You can do the same thing with relief pitchers. In some ways, relief pitchers have a job that's different than that of starting pitchers -- for one thing, they often inherit runners that must be stranded. But the basic premise is the same: Get as many outs as possible. The more hitters a reliever strikes out and the more ground balls he induces, the more outs he's going to get.

Check out the relief pitcher leaderboard from 2008:
1. Mariano Rivera, 22.71
2. Jonathan Papelbon, 15.22
3. Chad Qualls, 9.97
4. Rafael Perez, 8.79
5. Carlos Villanueva, 8.55
6. Cla Meredith, 7.89
7. Matt Thornton, 7.82
8. Hong-Chih Kuo, 7.62
9. Brian Shouse, 7.53
10. Jeremy Affeldt, 6.30

(Note: Rivera and Kuo both had sub-2.00 ERAs, while Papelbon, Qualls, Villanueva, Thornton and Shouse all had sub-3.00 ERAs. Of the top 10 relievers in what we'll call Ultimate Pitcher Rating, only Meredith had an ERA over 4.00. That ought to tell you something about the validity of the statistic.)

Here's what the leaderboard looks like this year:
1. Mariano Rivera, 26.70
2. Chad Qualls, 20.39
3. Scott Downs, 12.09
4. Bobby Jenks, 8.90
5. Todd Coffey, 8.13
6. Jonathan Broxton, 8.09
7. Jeremy Affeldt, 7.81
8. Pedro Feliciano, 7.67
9. Joe Nathan, 7.39
10. Manny Corpas, 6.32
26. Justin Masterson, 4.80
(Daniel Bard does not qualify but would rank 56th at 2.82.)
87. Manny Delcarmen, 2.03
108. Hideki Okajima, 1.65
122. Jonathan Papelbon, 1.39
124. Ramon Ramirez, 1.36
134. Takashi Saito, 1.18

You might be right to be worried about the Red Sox bullpen, a group of pitchers that has looked more and more mortal as the summer has progressed. Check out the unit's ERA by month so far this season:
* April: 2.88
* May: 3.04
* June: 3.82
* July: 4.00

The Ultimate Pitcher Rating stats show that the unit might be regressing to the mean and not just going through a slump. Check out Papelbon's peripheral numbers over the years, just as one example:

2006: 5.77
2007: 5.60
2008: 9.63
2009: 2.28

2006: 0.82
2007: 0.52
2008: 1.58
2009: 0.61

Papelbon's strikeout-to-walk numbers are way off his career norm, and his ground ball-to-fly ball ratio, while in line with what he did in 2006 and 2007, has dropped steeply from 2008.

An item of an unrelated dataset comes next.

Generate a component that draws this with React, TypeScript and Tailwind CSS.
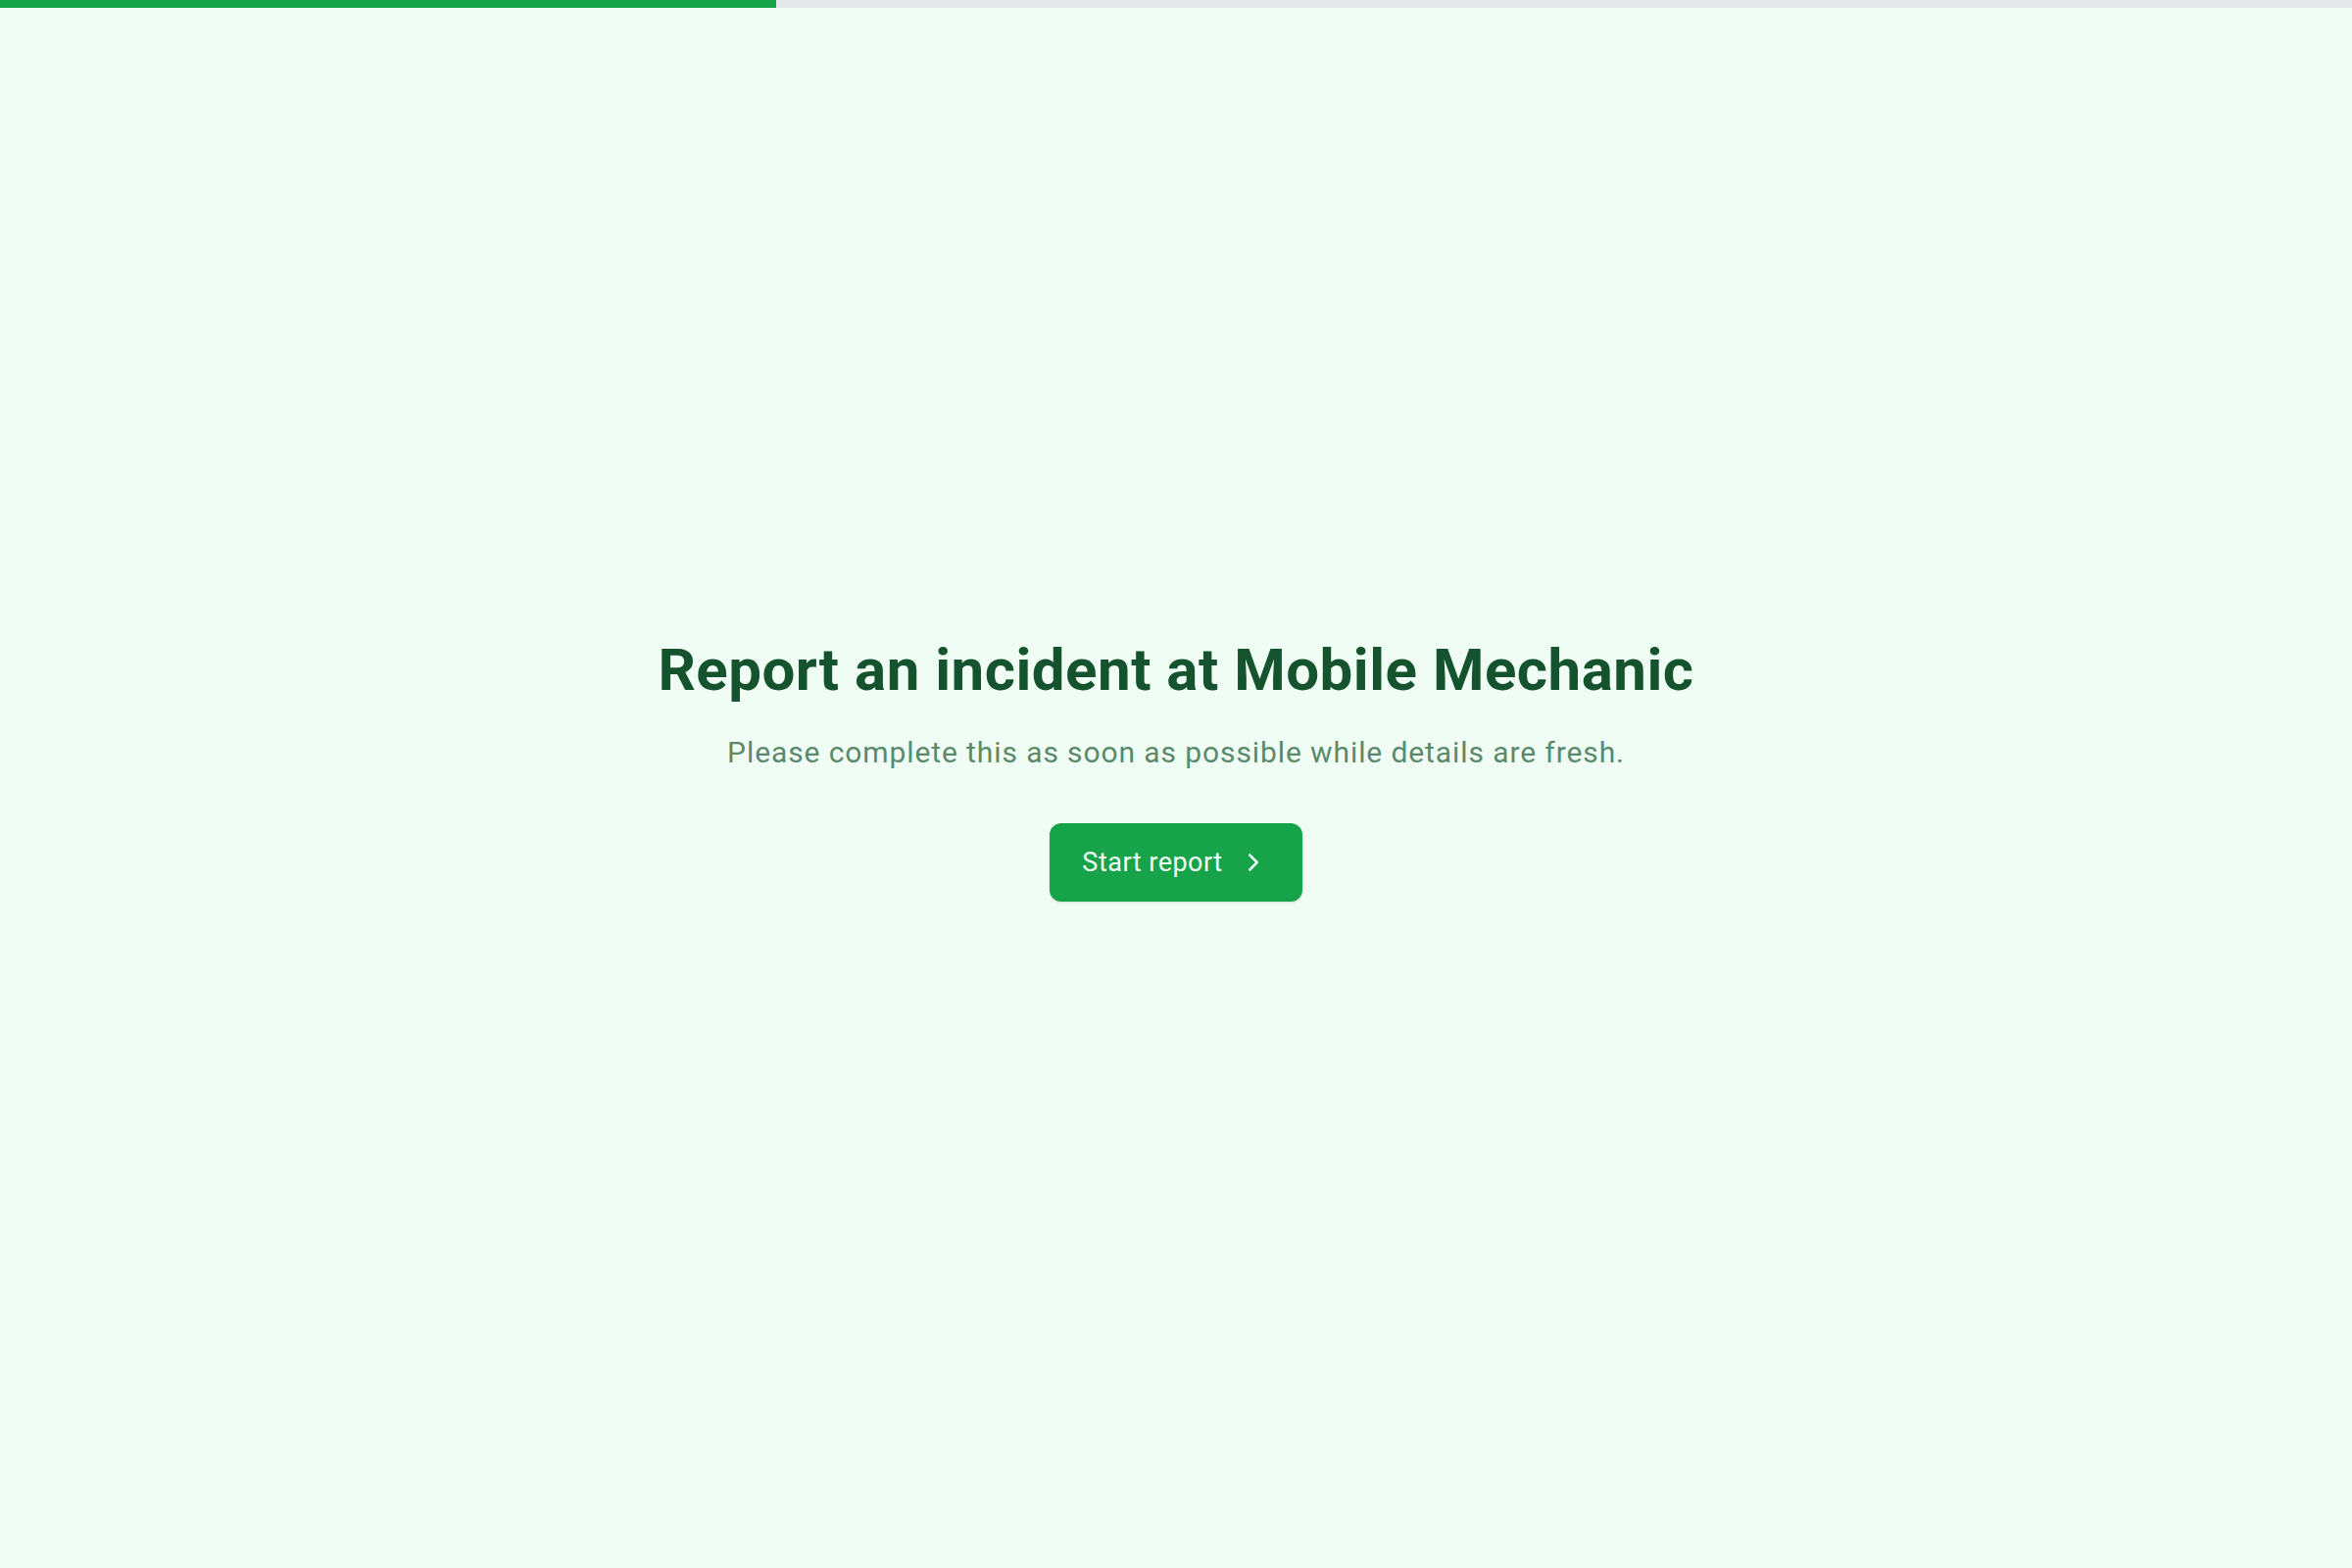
import { ChevronRight } from 'lucide-react';

export default function App() {
  return (
    <div className="min-h-screen flex flex-col bg-[#f0fdf4] font-['Roboto','Noto_Sans',sans-serif]">
      {/* Progress */}
      <div className="h-[8px] w-full bg-[#e5e7eb]">
        <div className="h-full w-[33%] bg-[#16a34a]" />
      </div>

      <main className="flex-1 flex flex-col items-center justify-center pb-[40px] text-center">
        <h1 className="text-[60px] leading-[72px] font-bold tracking-[0.5px] text-[#14532d]">
          Report an incident at Mobile Mechanic
        </h1>
        <p className="mt-[28px] text-[30px] leading-[40px] tracking-[0.9px] text-[#5b8a6b]">
          Please complete this as soon as possible while details are fresh.
        </p>
        <button className="mt-[52px] h-[80px] pl-[33px] pr-[35px] flex items-center gap-[16px] rounded-[12px] bg-[#16a34a] text-[#f0fdf4] text-[27px] tracking-[0.5px] shadow-sm">
          Start report
          <ChevronRight size={30} strokeWidth={2} />
        </button>
      </main>
    </div>
  );
}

At one time, it looked as though the Red Sox would be able to cruise into the playoffs with the best bullpen in the game. Now, though, they're showing chinks in the armor -- and the numbers say those chinks might be evidence of real weakness.

(The solution? According to these numbers, Chad Qualls of the last-place Arizona Diamondbacks might be the second-best relief pitcher in baseball behind Mariano Rivera. He's arbitration-eligible after this season and a free agent after the 2010 season. Go get him, Theo. Go get him.)

1 comment:

Anonymous said...

Another great write-up.

Reports are out today that Philadelphia sent a scout to watch Qualls over the weekend. So he should be avalible.